As I was leaving, the mood in Alicante’s Public Market turned fierce this morning. Normally it is calm and businesslike, except when knots of tourists block stands and paths to listen to their guides and then buy nothing.
Today, a small gray-haired man, about my age, raised his arm and shook his fist at two tallish, darker skinned men behind the display case in a meat stand. Their eyes were ready to shoot fire as their skin turned darker with rage.
Inevitably curious about Alicante, I paused.
Spaniards like you went to work in other countries, the gray haired man shouted. That was not so long ago.
It is all because of you guys, the Right. You create these problems
Strangely ceding a couple of points, one of the taller men shouted back, well we did not go to delinguir.
That word means to commit misdemeanors and sometimes crimes.
I moved away before the match drew more people and turned even more angry. In Bars, and elsewhere, Spanish can argue forcefully. Their voices are resonant and really boom. But I have never seen an argument in the market through this whole year of being here.
Part of the reason I walked away was because the context seemed to me explosive and to draw from violence last night and the night before in a neighborhood of farm workers in the next door region of Murcia.
Everyone awakened these days to news that either focused on an elderly Spanish man being apparently beaten by a young Moroccan man whose friends filmed it and put it on a Tik Tok, the news says. I have not seen it. Or, people would perceive hordes of masked self-proclaimed Spanish nationalists marauding through the evening both nights in a hunt (cacería) for immigrants, read Moroccans.
The roving men, armed with machetes and sticks, shovels and hoes, if not more, came from as far away as Madrid, Valencia, or even Alicante, to heed the call of a local leader of VOX, the ultra right wing party to hunt Moros (Moors or Moroccans in local parlance). The call was for vengeance for the man’s beating and to take security into their own hands.
But the call also comes after the national party has called for the repatriation of millions of immigrants and their Spanish-born children using language from Germany that Trump and his ghouls also rely on, including the notion of replacement theory.
At the same time, the ruling party, the Socialists, argue that Spains economy is growing because of immigration to meet the demand for workers, even if young men often find it hard to obtain work.

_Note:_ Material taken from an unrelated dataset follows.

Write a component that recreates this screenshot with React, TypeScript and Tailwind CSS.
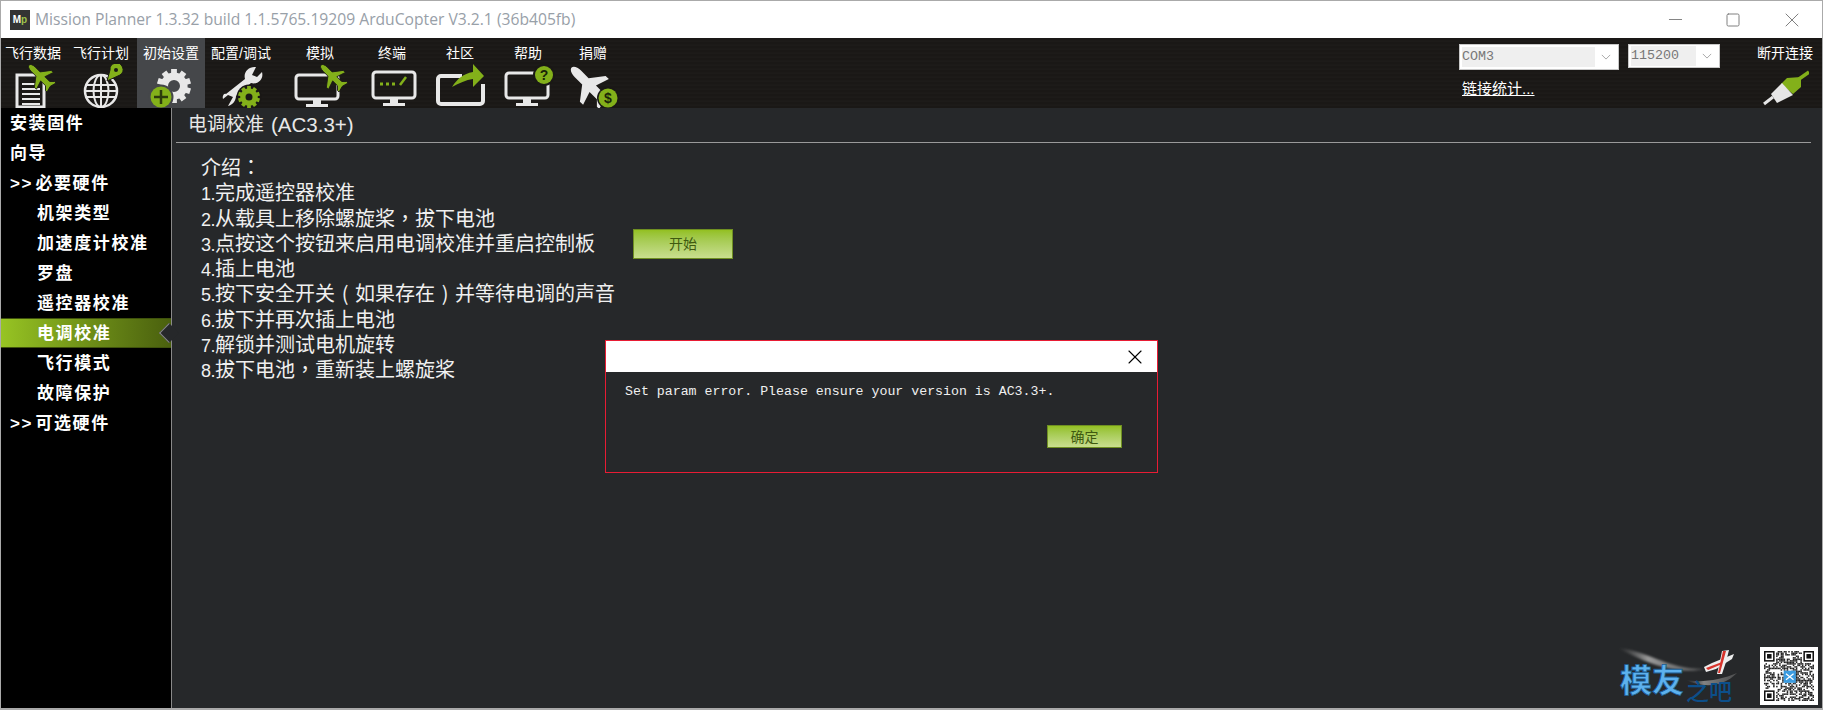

The issues are hot, inflamed by face to face debates in parliament where VOX and the conservative, post Franco, PP, the People’s Party through verbal thrusts of sharpened rhetoric to slice and wound the country’s president, who of course sends similarly h9ned swords of words to pierce his enemies, the PP’s Feijoo and VOX’s Abascal.
Sanchez, the President, stood at the podium: Señor Abascal, why do you hate immigrants. Abascal merely closed his face and looked smug. His deputies delivered the charge of racial replacement later. In the meantime, to not be left out, Feijoo who most likely will become president should the socialists fall, thrust out, you Mr Sanchez, are a hypocrite. You claim to be a feminist but you have lived from money your father-in-law made from owning brothels and Gay saunas. You literally, have live from the exploitation of women.
Not even the bulls running down the streets of Pamplona and into the bull ring where they will be killed by matadors before thousands have created such tension as Mr. Feijoo slicing Mr Sanchez with the bellowing cry putero, pimp.
To not be out done and to change the focus of national discourse, VOX’s strong young men and more rotund older men have gone hunting for Moroccans.
Here in Alicante, all this appears in the news as neighborhoods that used to be villages carry out one of the most important annual rituals, the Moros y Cristianos, the great battles between Moors and Cristians when the Cristian kings took Alicante from Spains Moorish kings and carried out an ethic cleansing, replacing them with Christians back in the twelfth century of so. Despite nine-hundred years, that event still draws people and creates memory as well as a division in the population between Spaniards (Cristians) and Moors).
Just as I do not know what happened in the market as the smaller man faced off against the two larger men, I do not know what will happen in Spain, nor in Murcia, nor even Alicante.
History is far from dead here. The market celebrates annually the day the Italian fascists, in support of Franco’s fascist forces bombed the town’s market and killed more than three-hundred people. Yet one of the founders of Spain’s fascist party is from here and French right wing Pied Noirs colonists were withdrawn from Algeria and settled in Alicante when not even France would take them because of their history of violence. Still, the city was the last capital of the Republic and has/had a vital Communist and Socialist presence.
I read on line that local Communists are organizing to defend workers rights against VOX’ threats of more general cacerías of immigrants.
Yet the blood has not settled into the bricks and stones of the streets in Murcia, nor has it fully joined the sand in Parliament. Swords, lances, and colorful banderillas (hooked stakes) have not been put in lockers. More is sure to come.